La progressiva espansione della classe media che in genere si misura con il cosiddetto indice Gini (dal nome dello statistico svizzero che l’ha inventato: più è basso è più è alto il livello di distribuzione del reddito in una data società) è stato un fenomeno comune, nel dopoguerra, a tutte le grandi democrazie industriali, ma particolarmente vistoso nei Paesi che erano usciti distrutti dalla guerra: Germania, Italia e Giappone, appunto. Erano gli anni del boom, del miracolo economico, del futuro percepito sempre più radioso ed il Giappone, in particolare, aveva letteralmente spiccato il volo. Una lunga corsa in corsia di sorpasso, che lo vide superare una dopo l’altra le potenze industriali europee ed accarezzare addirittura il sogno di avvicinarsi e, perché no, superare anche gli Stati Uniti (cosa che invece tra poco, pare entro il 2030, farà la Cina). Poi però è scoppiata la bolla, è iniziata la lunga recessione, il lungo ventennio perduto – divenuto nel frattempo trentennio, con l’inopportuna appendice della pandemia e ora della guerra – e la classe media, in Giappone come altrove (in Italia la situazione è molto simile) si è via via assottigliata. Ora meno del 50% dei giapponesi dichiara di appartenervi, ma il fattore Gini, che negli ultimi anni è decisamente aumentato, mostra una realtà molto più preoccupante, con un aumento di vecchi e nuovi poveri e il sempre maggiore arricchimento dei paperon de’ paperoni, categoria di cui l’Asia detiene oramai da anni il primato assoluto (solo in Cina i miliardari in dollari sono oltre 1100, contro i 700 americani).
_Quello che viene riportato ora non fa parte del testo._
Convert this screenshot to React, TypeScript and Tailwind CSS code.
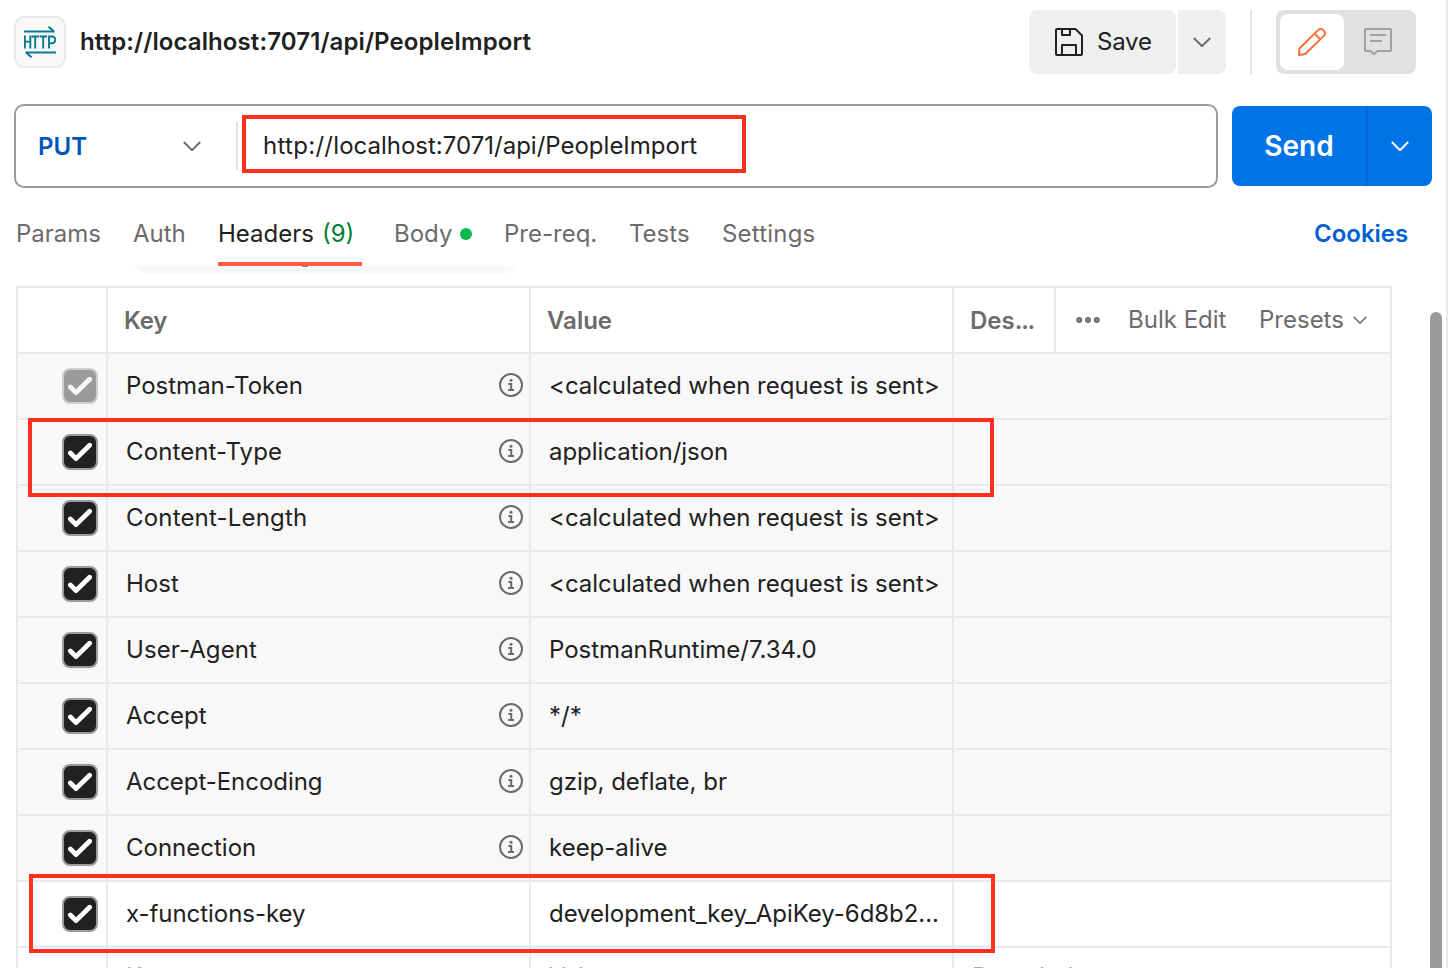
import React from "react";

type HeaderRow = { name: string; value: string; locked?: boolean; custom?: boolean; nameClass?: string; valueClass?: string };

const rows: HeaderRow[] = [
  { name: "Postman-Token", value: "<calculated when request is sent>", locked: true },
  { name: "Content-Type", value: "application/json", nameClass: "tracking-[0.12px]", valueClass: "tracking-[-0.04px]" },
  { name: "Content-Length", value: "<calculated when request is sent>", nameClass: "tracking-[0.18px]" },
  { name: "Host", value: "<calculated when request is sent>" },
  { name: "User-Agent", value: "PostmanRuntime/7.34.0", nameClass: "tracking-[0.08px]" },
  { name: "Accept", value: "*/*" },
  { name: "Accept-Encoding", value: "gzip, deflate, br", nameClass: "tracking-[-0.05px]" },
  { name: "Connection", value: "keep-alive" },
  { name: "x-functions-key", value: "development_key_ApiKey-6d8b2...", custom: true, nameClass: "tracking-[-0.05px]", valueClass: "tracking-[-0.05px]" },
];

function Chevron({ className = "", size = 18, weight = 1.9 }: { className?: string; size?: number; weight?: number }) {
  return (
    <svg width={size} height={size * 0.6} viewBox="0 0 18 10.8" fill="none" stroke="currentColor" strokeWidth={weight} className={className}>
      <path d="M.8 1 9 9.2 17.2 1" />
    </svg>
  );
}

function HttpIcon() {
  return (
    <div className="flex h-[52px] w-[52px] shrink-0 items-center justify-center rounded-[10px] border-2 border-[#e9e9e9] bg-[#f8f8f8]">
      <svg width="32" height="32" viewBox="0 0 32 32" fill="none" stroke="#047d8c" strokeWidth="2">
        <path d="M0 5.6H30.5M24.6 .8 30 5.6M32 26.4H1.5M7.6 31.2 2 26.4" />
        <path d="M.9 9.6V22.6M6.3 9.6V22.6M.9 15.6H6.3M7.6 10.5H15M11.2 10.5V22.6M15.6 10.5H23M19.2 10.5V22.6M25 22.6V10.5H28A3.2 3.2 0 0 1 28 17.2H25" strokeWidth="1.9" />
      </svg>
    </div>
  );
}

function SaveIcon() {
  return (
    <svg width="28" height="28" viewBox="0 0 28 28" fill="none" stroke="#212121" strokeWidth="2" strokeLinejoin="round">
      <path d="M2 1H20.5L27 7.5V26a1 1 0 0 1-1 1H2a1 1 0 0 1-1-1V2a1 1 0 0 1 1-1Z" />
      <path d="M7 1V7H15V1M7 27V17H21V27" />
    </svg>
  );
}

function PencilIcon() {
  return (
    <svg width="28" height="28" viewBox="0 0 28 28" fill="none" stroke="#ff6c37" strokeWidth="2" strokeLinejoin="round">
      <path d="M1 27 1.5 20.5 20.3 1.9A3.2 3.2 0 0 1 25 1.9L26 2.9A3.2 3.2 0 0 1 26 7.6L7.3 26 1 27Z" />
      <path d="M17 6 22 11" />
    </svg>
  );
}

function CommentIcon() {
  return (
    <svg width="28" height="28" viewBox="0 0 28 28" fill="none" stroke="#a0a0a0" strokeWidth="2" strokeLinejoin="round">
      <path d="M1.8 1H26.2a.8.8 0 0 1 .8.8V22.2a.8.8 0 0 1-.8.8H13.5L10 26.2 6.5 23H1.8a.8.8 0 0 1-.8-.8V1.8A.8.8 0 0 1 1.8 1Z" />
      <path d="M6 7H22M6 13H18" />
    </svg>
  );
}

function InfoIcon() {
  return (
    <svg width="24" height="24" viewBox="0 0 24 24" fill="none" stroke="#6b6b6b" strokeWidth="2" className="mb-0.5">
      <circle cx="12" cy="12" r="11" />
      <path d="M9.4 11H12.2V17M9 17H15" />
      <circle cx="12" cy="7.2" r="1.5" fill="#6b6b6b" stroke="none" />
    </svg>
  );
}

function Checkbox({ locked }: { locked?: boolean }) {
  return (
    <div className={`flex h-9 w-9 items-center justify-center rounded-lg border-2 ${locked ? "border-[#cfcfcf] bg-[#9b9b9b]" : "border-[#9b9b9b] bg-[#212121]"}`}>
      <svg width="26" height="20" viewBox="0 0 26 20" fill="none" stroke={locked ? "#f8f8f8" : "#ffffff"} strokeWidth="4.8" strokeLinecap="round" strokeLinejoin="round">
        <path d="M3.4 11 9 16.6 22.6 3.2" />
      </svg>
    </div>
  );
}

function Tab({ children, className = "" }: { children: React.ReactNode; className?: string }) {
  return <div className={`flex h-16 shrink-0 items-center whitespace-nowrap text-[#6b6b6b] ${className}`}>{children}</div>;
}

export default function App() {
  return (
    <div className="relative flex h-[968px] w-[1456px] overflow-hidden bg-white font-['Inter',sans-serif] text-2xl leading-8 text-[#212121]">
      <div className="flex h-full w-[1448px] flex-col border-r-2 border-[#e9e9e9]">
        <header className="flex h-[104px] shrink-0 items-start pt-[10px] pl-[14px]">
          <div className="flex h-16 w-[1015px] items-center gap-[14px]">
            <HttpIcon />
            <h1 className="whitespace-nowrap font-semibold tracking-[0.1px]">http://localhost:7071/api/PeopleImport</h1>
          </div>
          <button className="flex h-16 w-[147px] items-center gap-[14px] rounded-lg bg-[#efefef] pl-[26px]">
            <SaveIcon />
            <span className="tracking-[-0.2px]">Save</span>
          </button>
          <button className="ml-0.5 flex h-16 w-12 items-center justify-center rounded-r-lg bg-[#efefef] text-[#6b6b6b]">
            <Chevron />
          </button>
          <div className="ml-6 h-16 w-0.5 bg-[#e6e6e6]" />
          <div className="ml-6 flex h-16 w-[140px] rounded-lg bg-[#e1e1e1] p-1">
            <button className="flex h-14 w-16 items-center justify-center rounded-lg bg-white"><PencilIcon /></button>
            <button className="flex h-14 w-[68px] items-center justify-center"><CommentIcon /></button>
          </div>
        </header>

        <div className="flex h-[84px] shrink-0 items-center pl-[14px]">
          <div className="relative flex h-[84px] w-[1204px] items-center rounded-[10px] border-2 border-[#9b9b9b]">
            <div className="flex w-[220px] items-center justify-between pr-[35px] pl-[22px]">
              <span className="pt-0.5 font-semibold text-[#0053b8]">PUT</span>
              <Chevron className="text-[#6b6b6b]" />
            </div>
            <div className="h-12 w-0.5 bg-[#e1e1e1]" />
            <span className="ml-[25px] whitespace-nowrap"><span className="tracking-[0.3px]">http://</span>localhost:7071/api/PeopleImport</span>
            <div className="absolute top-[9px] left-[226px] h-[58px] w-[504px] border-4 border-[#ff2f1f]" />
          </div>
          <div className="ml-[14px] flex h-20 w-[200px] overflow-hidden rounded-lg bg-[#0073e6] text-white">
            <button className="w-[134px] text-[28px] font-semibold">Send</button>
            <button className="flex w-[66px] items-center justify-center border-l-2 border-[#0066d2]"><Chevron /></button>
          </div>
        </div>

        <nav className="flex h-[78px] shrink-0 items-start pt-[14px] pl-4">
          <Tab className="w-[117px]">Params</Tab>
          <Tab className="w-[85px]">Auth</Tab>
          <Tab className="mr-8 w-36 border-b-4 border-[#ff5c35] pt-1 text-[#212121]">
            Headers<span className="ml-2 text-[#007f31]">(9)</span>
          </Tab>
          <Tab className="w-[110px] gap-2">Body<span className="h-3 w-3 rounded-full bg-[#0cb84b]" /></Tab>
          <Tab className="w-[125px]">Pre-req.</Tab>
          <Tab className="w-[93px]">Tests</Tab>
          <Tab className="w-[592px] tracking-[0.2px]">Settings</Tab>
          <Tab className="font-semibold text-[#0061d1]!">Cookies</Tab>
        </nav>

        <div className="flex min-h-0 flex-1">
          <div className="w-[1430px] pl-4">
            <div className="h-5">
              <div className="relative ml-28 h-2 w-[394px] overflow-hidden">
                <div className="absolute bottom-0 h-12 w-full rounded-full bg-[#f8f8f8]" />
                <span className="absolute left-[174px] h-px w-1.5 bg-[#8b8b8b]" />
              </div>
            </div>
            <div className="w-[1376px] border-2 border-[#e9e9e9]">
              <div className="flex h-[66px] border-b-2 border-[#e9e9e9] font-semibold text-[#6b6b6b]">
                <div className="w-[90px] border-r-2 border-[#e9e9e9]" />
                <div className="flex w-[423px] items-center border-r-2 border-[#e9e9e9] pt-0.5 pl-4 tracking-[-0.2px]">Key</div>
                <div className="flex w-[423px] items-center border-r-2 border-[#e9e9e9] pt-0.5 pl-4">Value</div>
                <div className="flex w-[102px] items-center border-r-2 border-[#e9e9e9] pt-0.5 pl-4">Des<span className="tracking-[-1.2px]">...</span></div>
                <div className="flex flex-1 items-center pl-5 font-normal">
                  <svg width="24" height="8" viewBox="0 0 24 8" fill="#a0a0a0" stroke="#6b6b6b" strokeWidth="2">
                    <circle cx="3.2" cy="4" r="2" /><circle cx="12" cy="4" r="2" /><circle cx="20.8" cy="4" r="2" />
                  </svg>
                  <span className="ml-7 w-[131px] whitespace-nowrap">Bulk Edit</span>
                  <span className="w-[94px]">Presets</span>
                  <Chevron size={14} weight={2} />
                </div>
              </div>
              {rows.map((row) => (
                <div key={row.name} className={`flex h-[66px] border-b-2 border-[#e9e9e9] ${row.custom ? "bg-white" : "bg-[#f8f8f8]"}`}>
                  <div className="flex w-[90px] items-center justify-end border-r-2 border-[#e9e9e9] pr-2">
                    <Checkbox locked={row.locked} />
                  </div>
                  <div className="flex w-[423px] items-center justify-between border-r-2 border-[#e9e9e9] pr-1.5 pl-[18px]">
                    <span className={`whitespace-nowrap ${row.nameClass ?? ""}`}>{row.name}</span>
                    {!row.custom && <InfoIcon />}
                  </div>
                  <div className={`flex w-[423px] items-center border-r-2 border-[#e9e9e9] pl-[18px] whitespace-nowrap ${row.valueClass ?? ""}`}>{row.value}</div>
                </div>
              ))}
              <div className="flex h-[66px] text-[#a6a6a6]">
                <div className="w-[90px] border-r-2 border-[#e9e9e9]" />
                <div className="flex w-[423px] items-start border-r-2 border-[#e9e9e9] pt-[13px] pl-[18px]">Key</div>
                <div className="flex w-[423px] items-start border-r-2 border-[#e9e9e9] pt-[13px] pl-[18px]">Value</div>
                <div className="flex items-start pt-[13px] pl-[18px]">Description</div>
              </div>
            </div>
          </div>
          <div className="mt-[46px] w-3 rounded-t-full bg-[#9b9b9b]" />
        </div>
      </div>
      <div className="absolute top-[418px] left-7 h-[79px] w-[966px] border-4 border-[#ff2f1f]" />
      <div className="absolute top-[874px] left-[29px] h-[79px] w-[966px] border-4 border-[#ff2f1f]" />
    </div>
  );
}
Ma come vive oggi un giapponese appartenente alla classe media? Ce lo spiega la rivista Spa, che ha di recente dedicato un ampio reportage all’argomento.
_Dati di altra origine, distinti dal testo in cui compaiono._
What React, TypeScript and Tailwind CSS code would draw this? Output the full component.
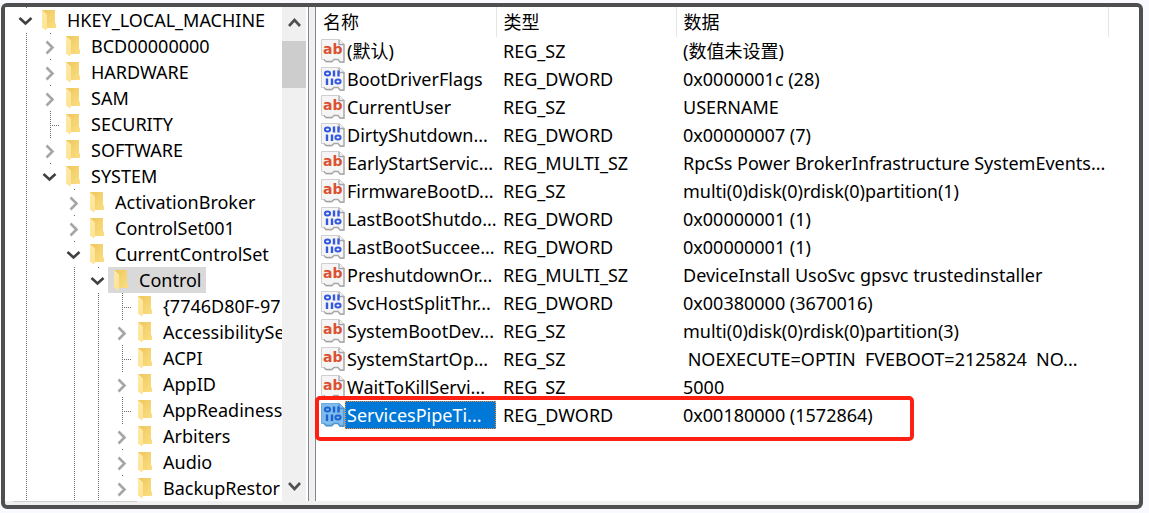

Innanzituto, il reddito: in termini reali, è calato: da circa 50 mila euro l’anno negli anni ’80 è oggi attestato sui 40 mila. Le 3C (car, color TV, air-conditioner) ovviamente ci sono ancora, ma la quarta C, la casa, è scomparsa. Chi è riuscita a comprarsela deve sperare di potersela mantenere, dato che se la vendesse oggi, subirebbe un’enorme perdita. Ma chi non ce l’ha, soprattutto i giovani, può scordarsela: a parte i prezzi, che sarebbero anche calati, c’è il problema del mutuo: le banche non concedono prestiti a chi non ha un lavoro fisso, e oggi meno del 10% della forza lavoro gode di un contratto a tempo indeterminato. Tutti gli altri vivono col fiato sospeso come scrive nel suo editoriale la rivista Spa in ansia perenne su come far quadrare il bilancio familiare in un paese dove i salari sono rimasti invariati per oltre vent’anni (con un piccolo aumento registrato ai primi tempi della cosiddetta Abenomics, peraltro immediatamente assorbito dall’aumento dei prezzi) mentre i costi sono continuamente aumentati. Dagli affitti ai trasporti pubblici, dalla benzina alle spese per l’istruzione, che in Giappone sono da sempre proibitive, specie se si decide di inserire i figli nel circuito privato. Parliamo di almeno 200 mila euro, per la scuola dell’obbligo (11 anni) poco meno di ventimila euro l’anno, senza pensare poi agli anni dell’università e di eventuali specializzazioni. E poi ci sono le bollette: telefono, acqua, luce, gas. In continuo aumento negli ultimi anni, ma che negli ultimi tempi hanno subito una vera e propria impennata. Ovvio che in questa situazione i consumi siano precipitati, rendendo sempre più difficile la sia pur timida ripresa economica prevista per il dopo pandemia. E ora ci si è messa pure la guerra.